Prior to the AIA, the On Sale Bar prevented the patenting of inventions that had been on-sale more than one year before the application’s filing date. 35 U.S.C. 102(b). Pre-AIA, on sale activities include non-enabling secret offers to sell the invention (so long as the invention was otherwise ready-for-patenting). Because most companies outsource elements of product development and manufacture — the rule has created potential for trapping the unwary.

As we said before, we’re quite pleased to see how the high courts in the US nowadays deal with patents. They’re more sceptical. The lower (i.e. district) courts gradually adapt, but that takes time.

Docket Navigator recently highlighted Precision Fabrics Group, Inc. v Tietex International, Ltd. when it wrote:

The court granted in part plaintiff’s motion in limine to preclude expert testimony premised on a revised construction of the claim term in question.

Such expert testimonies often help highlight what patent examiners overlooked (either intentionally or unintentionally) when choosing to grant a patent that’s presently used aggressively. Such scrutiny is much needed and should be encouraged, not impeded, as we said in our last post. The more scrutiny/challenge (e.g. PTAB), the better the quality of patents and legitimacy of justice-making.

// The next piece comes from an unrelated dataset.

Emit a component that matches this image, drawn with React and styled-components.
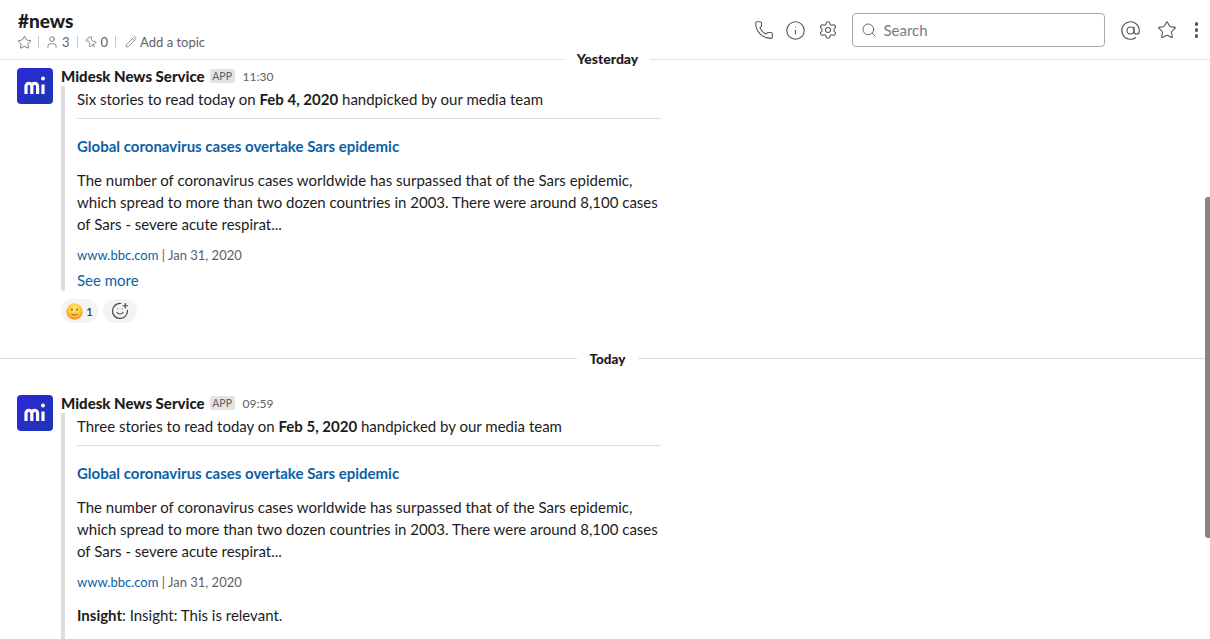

Remember a district court case which was mentioned here earlier (design patents on automobile parts); those were upheld as valid by a district court (report from end of last month). Well, guess what happened in Ottah v Fiat at the Federal Circuit. Patently-O reports:

On appeal, the Federal Circuit has affirmed the lower court’s dismissal of Chikezie Ottah’s infringement claim against Fiat, Toyota, Nissan, GM, Ford, and other auto manufacturers — holding it not infringed.


Even after liberally construing the pleadings (for pro se benefit), the court found no plausible claim based upon the patent — as such the dismissal with prejudice was proper.

This is pretty recent (decided March 7th, 2018). We’ve made this local copy of the decision.

No doubt the court and its judges will continue to come under attacks, even racist diatribe (as recently happened).

Watch Camilla Alexandra Hrdy (University of Akron School of Law) suggesting that Trump should write: “IF YOU DON’T HAVE PATENTS, YOU DON’T HAVE A COUNTRY.”

This is starting to sound even more deranged than Trump himself. What are these people on? Patent maximalism is a mental virus, whose threat to the mind is greater in the presence of echo chambers. And when we say “echo chambers” we mean events organised by the likes of IAM, with support from large law firms such as Finnegan.

“Typically,” Finnegan says, “national stage examination of U.S. applications claiming priority to international PCT applications “commences” 30 months from the priority date of the international application. This commencement date is then used to calculate patent term adjustment if appropriate.”

Timing won’t matter though if your patent is not of concrete/real value, e.g. a software patent, and should never be granted anyway.

In summary, things are changing for the better. But law firms and patent-centric scholars worry that it makes them obsolete.